Since the invention of integrated circuits by Dr. Jack Kilby of Texas Instruments in early years, scientists and engineers have made numerous inventions and improvements in semiconductor devices and processes. In the past 50 years, the size of semiconductor devices has been significantly reduced, which leads to increasing processing speed and decreasing power consumption. To date, the development of semiconductors has generally followed Moore's Law, which roughly states that the number of transistors in dense integrated circuits doubles roughly every two years. Now, the semiconductor processes are being developed toward 20 nm or less, and some of the companies are embarking on the 14 nm process. Here, by way of providing only one reference, a silicon atom is about 0.2 nm, which means that the distance between two separate components manufactured by means of a 20 nm process is only about one hundred silicon atoms.
The manufacturing of semiconductor devices has therefore become increasingly challenging and advancing toward the physically possible limit. One of the recent developments in semiconductor technology has been the use of silicon germanium (SiGe) in semiconductor manufacturing. With the evolution of integrated circuit developments, functional densities (e.g., the number of interconnection line elements per chip area) are also generally increasing while the geometrical dimensions (i.e., the smallest element or line that can be produced using a process) are reduced. This size reduction process often can provide benefits in terms of increasing production efficiency and reducing associated costs; however, the reduction in size also results in a relatively high power loss value, for which low power loss elements such as complementary metal oxide semiconductor transistors (CMOSs) are used to solve. At present, most of the common integrated circuits are implemented based on a CMOS process.
A band-gap reference voltage source, as a common integrated circuit, is widely used in analog, digital and digital-analog hybrid circuits to provide a high-precision reference voltage for IC chips. In current CMOS integrated circuit processes, the band-gap reference voltage source is generally designed based on parasitic bipolar transistors. In order to increase the current gain of a parasitic bipolar transistor in a CMOS integrated process, a conventional process technique usually leaves a salicide block (SAB) layer of a certain width at an emitter of the transistor, so that a metal silicide and an electrode cannot be formed in the layer. FIG. 1A shows a schematic structural diagram of a parasitic bipolar transistor NPN transistor in the prior art. As shown in FIG. 1A, the semiconductor structure in the prior art has a semiconductor substrate 101, a shallow trench isolation structure 102 (STI), a P-type well 103, an N-type well 104, and a first active area 105A, a second active area 105B and a third active area 105C separated by the shallow trench isolation structure 102 and the P-type and N-type wells, and an emitter 106A and an emitter electrode 106B are formed over the first active area, a base 107A and a base electrode 107B are formed over the second active area, and a collector 108A and a collector electrode 108B are formed over the third active area. A portion, adjacent to the STI structure 102, on an upper surface of the emitter 106A leaves an SAB region 109, so that the metal silicide and the electrode cannot be formed in the region. With the prior art above, the current gain of the bipolar transistor can be increased to some extent. However, due to the limited area of the emitter region and the limited area available for the SAB region 109, the rate of increase in the current gain of the parasitic bipolar transistor has also been greatly limited.

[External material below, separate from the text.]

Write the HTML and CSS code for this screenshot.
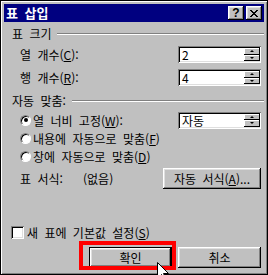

Meanwhile, as shown in FIG. 1B, since a topographically uneven region 110 will be formed in a corner region between the emitter region 106A of the first active area 105A and the STI structure 102 by means of a front-layer multi-step cleaning and etching process, the topographically uneven region will affect the area of the SAB region 109 and the electric field distribution of the transistor, resulting in a relatively poor stability of the current gain of the bipolar transistor.
For these reasons, there is a need for a new transistor structure and a manufacturing method therefor, so that the bipolar transistor for the band-gap reference voltage source has a wider current gain range and a more stable current gain.